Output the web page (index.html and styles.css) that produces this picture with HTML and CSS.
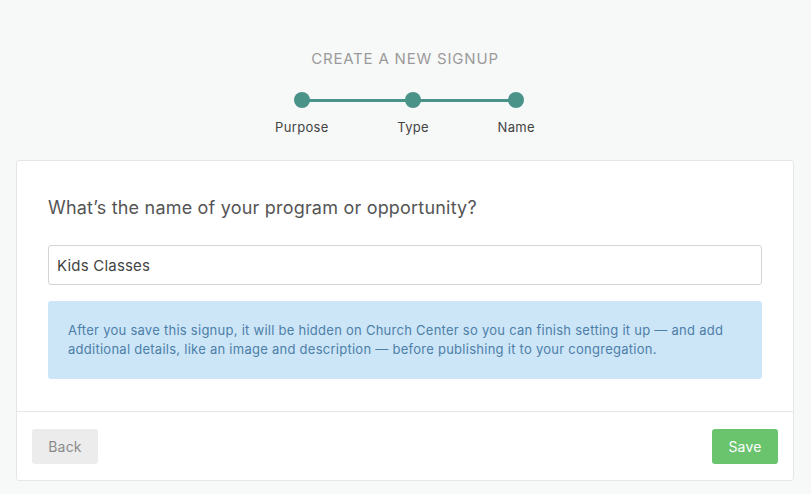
FILE: index.html
```html
<!DOCTYPE html>
<html>
<head>
<meta charset="utf-8">
<link rel="stylesheet" href="styles.css">
</head>
<body>
<div class="page">
  <header class="head">
    <h1 class="title">CREATE A NEW SIGNUP</h1>
    <div class="stepper">
      <span class="track"></span>
      <div class="step"><span class="dot"></span><span class="label">Purpose</span></div>
      <div class="step"><span class="dot"></span><span class="label">Type</span></div>
      <div class="step"><span class="dot"></span><span class="label">Name</span></div>
    </div>
  </header>
  <section class="card">
    <div class="card-body">
      <h2 class="question">What’s the name of your program or opportunity?</h2>
      <input class="field" type="text" value="Kids Classes">
      <div class="notice">After you save this signup, it will be hidden on Church Center so you can finish setting it up — and add additional details, like an image and description — before publishing it to your congregation.</div>
    </div>
    <div class="card-foot">
      <button class="btn btn-back">Back</button>
      <button class="btn btn-save">Save</button>
    </div>
  </section>
</div>
</body>
</html>
```
FILE: styles.css
```css
* { box-sizing: border-box; }
html, body { margin: 0; padding: 0; }
body {
  background: #f7f8f8;
  font-family: Inter, "Noto Sans", "Liberation Sans", sans-serif;
  color: #444;
  width: 811px;
  height: 494px;
  overflow: hidden;
}
.page { padding: 0 17px 0 16px; }
.head {
  display: flex;
  flex-direction: column;
  align-items: center;
  padding-top: 49px;
  height: 160px;
}
.title {
  margin: 0;
  font-size: 15px;
  font-weight: 400;
  letter-spacing: 0.8px;
  color: #9b9b9b;
  line-height: 20px;
}
.stepper {
  position: relative;
  margin-top: 23px;
  width: 260px;
  display: flex;
  justify-content: space-between;
}
.track {
  position: absolute;
  left: 27px;
  right: 19px;
  top: 7px;
  height: 3px;
  background: #4a9389;
}
.step {
  position: relative;
  display: flex;
  flex-direction: column;
  align-items: center;
}
.dot {
  width: 16px;
  height: 16px;
  border-radius: 50%;
  background: #4a9389;
}
.label {
  margin-top: 11px;
  font-size: 13px;
  line-height: 16px;
  letter-spacing: 0.35px;
  color: #444;
}
.card {
  background: #fff;
  border: 1px solid #e6e6e6;
  border-radius: 3px;
  height: 321px;
  display: flex;
  flex-direction: column;
}
.card-body {
  padding: 34px 31px 32px;
  border-bottom: 1px solid #e6e6e6;
}
.question {
  margin: 0;
  font-size: 18px;
  font-weight: 400;
  line-height: 26px;
  letter-spacing: 0.2px;
  color: #555;
}
.field {
  display: block;
  width: 100%;
  height: 40px;
  margin-top: 24px;
  padding: 0 8px;
  border: 1px solid #d5d5d5;
  border-radius: 3px;
  font-family: inherit;
  font-size: 15px;
  letter-spacing: 0.2px;
  color: #444;
  background: #fff;
}
.notice {
  margin-top: 16px;
  background: #cce5f7;
  border-radius: 3px;
  padding: 20px 20px 20px;
  font-size: 13px;
  line-height: 19px;
  letter-spacing: 0.26px;
  color: #4c7fa8;
}
.card-foot {
  flex: 1;
  display: flex;
  justify-content: space-between;
  align-items: center;
  padding: 0 15px;
}
.btn {
  height: 35px;
  width: 66px;
  border: 0;
  border-radius: 3px;
  font-family: inherit;
  font-size: 14px;
  letter-spacing: 0.2px;
}
.btn-back { background: #ececec; color: #8a8a8a; }
.btn-save { background: #6ac46e; color: #fff; }
```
-.-.-
> **YOUR TASK**:
Reproduce the material in its entirety and word for word, without the pictures.

> **COMPLETE RESPONSE**:
Output the web page (index.html and styles.css) that produces this picture with HTML and CSS.
FILE: index.html
```html
<!DOCTYPE html>
<html>
<head>
<meta charset="utf-8">
<link rel="stylesheet" href="styles.css">
</head>
<body>
<div class="page">
  <header class="head">
    <h1 class="title">CREATE A NEW SIGNUP</h1>
    <div class="stepper">
      <span class="track"></span>
      <div class="step"><span class="dot"></span><span class="label">Purpose</span></div>
      <div class="step"><span class="dot"></span><span class="label">Type</span></div>
      <div class="step"><span class="dot"></span><span class="label">Name</span></div>
    </div>
  </header>
  <section class="card">
    <div class="card-body">
      <h2 class="question">What’s the name of your program or opportunity?</h2>
      <input class="field" type="text" value="Kids Classes">
      <div class="notice">After you save this signup, it will be hidden on Church Center so you can finish setting it up — and add additional details, like an image and description — before publishing it to your congregation.</div>
    </div>
    <div class="card-foot">
      <button class="btn btn-back">Back</button>
      <button class="btn btn-save">Save</button>
    </div>
  </section>
</div>
</body>
</html>
```
FILE: styles.css
```css
* { box-sizing: border-box; }
html, body { margin: 0; padding: 0; }
body {
  background: #f7f8f8;
  font-family: Inter, "Noto Sans", "Liberation Sans", sans-serif;
  color: #444;
  width: 811px;
  height: 494px;
  overflow: hidden;
}
.page { padding: 0 17px 0 16px; }
.head {
  display: flex;
  flex-direction: column;
  align-items: center;
  padding-top: 49px;
  height: 160px;
}
.title {
  margin: 0;
  font-size: 15px;
  font-weight: 400;
  letter-spacing: 0.8px;
  color: #9b9b9b;
  line-height: 20px;
}
.stepper {
  position: relative;
  margin-top: 23px;
  width: 260px;
  display: flex;
  justify-content: space-between;
}
.track {
  position: absolute;
  left: 27px;
  right: 19px;
  top: 7px;
  height: 3px;
  background: #4a9389;
}
.step {
  position: relative;
  display: flex;
  flex-direction: column;
  align-items: center;
}
.dot {
  width: 16px;
  height: 16px;
  border-radius: 50%;
  background: #4a9389;
}
.label {
  margin-top: 11px;
  font-size: 13px;
  line-height: 16px;
  letter-spacing: 0.35px;
  color: #444;
}
.card {
  background: #fff;
  border: 1px solid #e6e6e6;
  border-radius: 3px;
  height: 321px;
  display: flex;
  flex-direction: column;
}
.card-body {
  padding: 34px 31px 32px;
  border-bottom: 1px solid #e6e6e6;
}
.question {
  margin: 0;
  font-size: 18px;
  font-weight: 400;
  line-height: 26px;
  letter-spacing: 0.2px;
  color: #555;
}
.field {
  display: block;
  width: 100%;
  height: 40px;
  margin-top: 24px;
  padding: 0 8px;
  border: 1px solid #d5d5d5;
  border-radius: 3px;
  font-family: inherit;
  font-size: 15px;
  letter-spacing: 0.2px;
  color: #444;
  background: #fff;
}
.notice {
  margin-top: 16px;
  background: #cce5f7;
  border-radius: 3px;
  padding: 20px 20px 20px;
  font-size: 13px;
  line-height: 19px;
  letter-spacing: 0.26px;
  color: #4c7fa8;
}
.card-foot {
  flex: 1;
  display: flex;
  justify-content: space-between;
  align-items: center;
  padding: 0 15px;
}
.btn {
  height: 35px;
  width: 66px;
  border: 0;
  border-radius: 3px;
  font-family: inherit;
  font-size: 14px;
  letter-spacing: 0.2px;
}
.btn-back { background: #ececec; color: #8a8a8a; }
.btn-save { background: #6ac46e; color: #fff; }
```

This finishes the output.